-- begin --

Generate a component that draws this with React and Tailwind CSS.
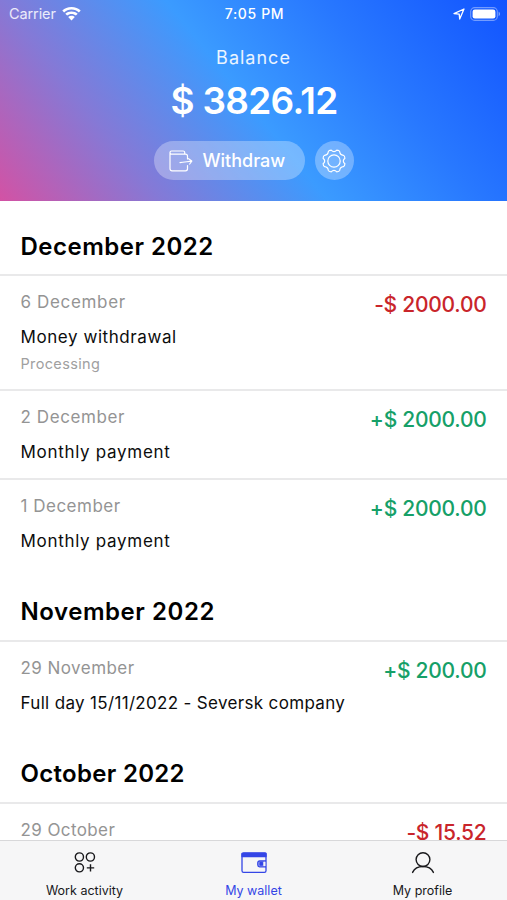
import React from 'react';

const sections = [
  {
    title: 'December 2022',
    titleClass: 'h-[73px] tracking-[0.5px]',
    items: [
      { date: '6 December', dateClass: 'tracking-[0.65px]', text: 'Money withdrawal', textClass: 'tracking-[0.57px]', status: 'Processing', amount: '-$ 2000.00' },
      { date: '2 December', dateClass: 'tracking-[0.6px]', text: 'Monthly payment', textClass: 'tracking-[0.7px]', amount: '+$ 2000.00' },
      { date: '1 December', dateClass: 'tracking-[0.5px]', text: 'Monthly payment', textClass: 'tracking-[0.7px]', amount: '+$ 2000.00' },
    ],
  },
  {
    title: 'November 2022',
    titleClass: 'h-[73.5px] tracking-[0.55px]',
    items: [{ date: '29 November', dateClass: 'tracking-[0.45px]', text: 'Full day 15/11/2022 - Seversk company', textClass: 'tracking-[0.33px]', amount: '+$ 200.00' }],
  },
  {
    title: 'October 2022',
    titleClass: 'h-[73.5px] tracking-[0.3px]',
    items: [{ date: '29 October', dateClass: 'tracking-[0.4px]', text: 'Monthly payment', textClass: 'tracking-[0.7px]', amount: '-$ 15.52' }],
  },
];

const WifiIcon = () => (
  <svg width="19" height="14" viewBox="0 0 19 14" fill="#fff">
    <path d="M9.5 0C13.2 0 16.4 1.4 18.7 3.6L16.9 5.4C15 3.6 12.4 2.5 9.5 2.5S4 3.6 2.1 5.4L.3 3.6C2.6 1.4 5.8 0 9.5 0Z" />
    <path d="M9.5 4.5C11.9 4.5 14.1 5.4 15.7 6.8L13.9 8.6C12.7 7.6 11.2 7 9.5 7S6.3 7.6 5.1 8.6L3.3 6.8C4.9 5.4 7.1 4.5 9.5 4.5Z" />
    <path d="M9.5 8.8C10.8 8.8 11.9 9.3 12.8 10L9.5 13.4 6.2 10C7.1 9.3 8.2 8.8 9.5 8.8Z" />
  </svg>
);

const LocationIcon = () => (
  <svg width="12" height="12" viewBox="0 0 12 12" fill="none" stroke="#fff" strokeWidth="1.3" strokeLinejoin="round">
    <path d="M11 1 1 5.6 6.2 6.1 6.7 11Z" />
  </svg>
);

const BatteryIcon = () => (
  <svg width="31" height="14" viewBox="0 0 31 14">
    <rect x=".7" y=".6" width="26.6" height="12.8" rx="4" fill="none" stroke="#fff" strokeOpacity=".4" strokeWidth="1.1" />
    <rect x="2.6" y="2.5" width="22.8" height="9" rx="2.3" fill="#fff" />
    <path d="M28.6 4.8C30.5 5.5 30.5 8.5 28.6 9.2Z" fill="#fff" fillOpacity=".45" />
  </svg>
);

const WithdrawIcon = () => (
  <svg width="24" height="22" viewBox="0 0 24 22" fill="none" stroke="#fff" strokeWidth="1.2" strokeLinecap="round" strokeLinejoin="round">
    <path d="M18.5 15.5V18.8a2 2 0 0 1-2 2H3a2 2 0 0 1-2-2V2.6M18.5 9V6.2a2 2 0 0 0-2-2H2.6a1.6 1.6 0 0 1 0-3.2H14.2a1.5 1.5 0 0 1 1.5 1.5V4" />
    <path d="M11 12.7C14 12 18 11.8 22.6 11.2M19.6 8.7 22.8 11.1 20.7 14" />
  </svg>
);

const GearIcon = () => (
  <svg width="24" height="24" viewBox="0 0 24 24" fill="none" stroke="#fff" strokeWidth="1.2" strokeLinejoin="round">
    <circle cx="12" cy="12" r="6.2" />
    <path d="M9.2 1.1Q12 4.3 14.8 1.1Q17.2 1.2 17.7 2.6Q18 6 21.4 6.3Q22.8 6.8 22.9 9.2Q19.7 12 22.9 14.8Q22.8 17.2 21.4 17.7Q18 18 17.7 21.4Q17.2 22.8 14.8 22.9Q12 19.7 9.2 22.9Q6.8 22.8 6.3 21.4Q6 18 2.6 17.7Q1.2 17.2 1.1 14.8Q4.3 12 1.1 9.2Q1.2 6.8 2.6 6.3Q6 6 6.3 2.6Q6.8 1.2 9.2 1.1Z" />
  </svg>
);

const ActivityIcon = () => (
  <svg width="22" height="22" viewBox="0 0 22 22" fill="none" stroke="#18181b" strokeWidth="1.4">
    <circle cx="5.4" cy="5" r="4.1" />
    <circle cx="16.4" cy="5" r="4.1" />
    <circle cx="5.4" cy="15.8" r="4.1" />
    <path d="M16.5 12.2V19.6M12.8 15.9H20.2" />
  </svg>
);

const WalletIcon = () => (
  <svg width="26" height="22" viewBox="0 0 26 22" fill="none" stroke="#3446e6" strokeWidth="1.3" strokeLinejoin="round">
    <path d="M1 2.6V18.8a1.6 1.6 0 0 0 1.6 1.6H23.4a1.6 1.6 0 0 0 1.6-1.6V2A1 1 0 0 0 24 1H2.6a1.6 1.6 0 0 0-1.6 1.6Z" />
    <path d="M1 1.5H25V4.6H1Z" fill="#3446e6" />
    <path d="M25 9H18.6a1.8 1.8 0 0 0-1.8 1.8V13a1.8 1.8 0 0 0 1.8 1.8H25" fill="#3446e6" fillOpacity=".4" />
    <rect x="19" y="10.7" width="2.4" height="2.4" fill="#3446e6" />
    <rect x="22.6" y="9.7" width="1.8" height="4.4" fill="#f6f6f7" stroke="none" />
  </svg>
);

const ProfileIcon = () => (
  <svg width="24" height="22" viewBox="0 0 24 22" fill="none" stroke="#18181b" strokeWidth="1.4" strokeLinecap="round">
    <circle cx="12" cy="7.6" r="6.9" />
    <path d="M1.6 20.4C3.3 16.8 7.2 14.5 12 14.5S20.7 16.8 22.4 20.4" />
  </svg>
);

const Transaction = ({ item }) => (
  <div className={`flex shrink-0 justify-between border-t-2 border-[#e9e9ea] px-[20.5px] pt-[14px] ${item.status ? 'h-[115px]' : 'h-[88.5px]'}`}>
    <div>
      <p className={`text-[17px] leading-6 text-[#949494] ${item.dateClass}`}>{item.date}</p>
      <p className={`mt-[11px] text-[17px] leading-6 text-[#0c0c0c] ${item.textClass}`}>{item.text}</p>
      {item.status && <p className="mt-[4px] text-[14.5px] leading-[22px] tracking-[0.35px] text-[#a0a0a0]">{item.status}</p>}
    </div>
    <p className={`mt-px h-7 text-[21px] leading-7 font-medium tracking-[-0.25px] ${item.amount[0] === '-' ? 'text-[#c9252b]' : 'text-[#16a068]'}`}>
      {item.amount}
    </p>
  </div>
);

const Tab = ({ icon, label, active }) => (
  <div className={`flex w-[169px] flex-col items-center pt-[11px] text-[12.5px] leading-4 ${active ? 'text-[#3446e6]' : 'text-[#18181b]'}`}>
    <div className="flex h-[22px] items-center">{icon}</div>
    <span className="mt-[9px] whitespace-nowrap">{label}</span>
  </div>
);

export default function App() {
  return (
    <div className="flex h-[900px] w-[507px] flex-col overflow-hidden bg-white font-[Inter,sans-serif]">
      <header className="flex h-[201px] shrink-0 flex-col bg-[linear-gradient(51deg,#d352a4_0%,#8579d6_24%,#3b9bff_49%,#2878ff_72%,#1254ff_100%)] text-white">
        <div className="grid h-[27px] grid-cols-3 items-center pr-[6px] pl-[8px]">
          <div className="flex items-center gap-[6px] pl-px text-[14.5px] tracking-[-0.1px] text-white/85">
            Carrier
            <WifiIcon />
          </div>
          <div className="text-center text-[14px] font-medium tracking-[0.65px]">7:05 PM</div>
          <div className="flex items-center justify-end gap-[5px]">
            <LocationIcon />
            <BatteryIcon />
          </div>
        </div>
        <p className="mt-[19px] text-center text-[18px] leading-6 tracking-[1px] text-white/90">Balance</p>
        <p className="mt-[9px] pl-px text-center text-[37px] leading-[44px] font-semibold tracking-[-0.7px]">$ 3826.12</p>
        <div className="mt-[18px] flex justify-center gap-[10px]">
          <button className="flex h-[39px] w-[151px] items-center gap-[9px] rounded-full bg-white/30 pl-[15px] text-[18px] font-medium">
            <WithdrawIcon />
            <span className="pl-px">Withdraw</span>
          </button>
          <button className="flex h-[39px] w-[39px] items-center justify-center rounded-full bg-white/30">
            <GearIcon />
          </button>
        </div>
      </header>

      <main className="flex min-h-0 flex-1 flex-col overflow-hidden">
        {sections.map((section) => (
          <section key={section.title} className="shrink-0">
            <h2 className={`px-[20.5px] pt-[30px] text-[24px] leading-8 font-semibold text-black ${section.titleClass}`}>
              {section.title}
            </h2>
            {section.items.map((item) => (
              <Transaction key={item.date} item={item} />
            ))}
          </section>
        ))}
      </main>

      <nav className="flex h-[60px] shrink-0 border-t border-[#d8d8da] bg-[#f6f6f7]">
        <Tab icon={<ActivityIcon />} label="Work activity" />
        <Tab icon={<WalletIcon />} label="My wallet" active />
        <Tab icon={<ProfileIcon />} label="My profile" />
      </nav>
    </div>
  );
}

-- end --

• _Exercise objective_
Pictures stay out. Print the data exactly, from its first line through the line containing "import React from 'react';".

• _Solution to the exercise_
Generate a component that draws this with React and Tailwind CSS.
import React from 'react';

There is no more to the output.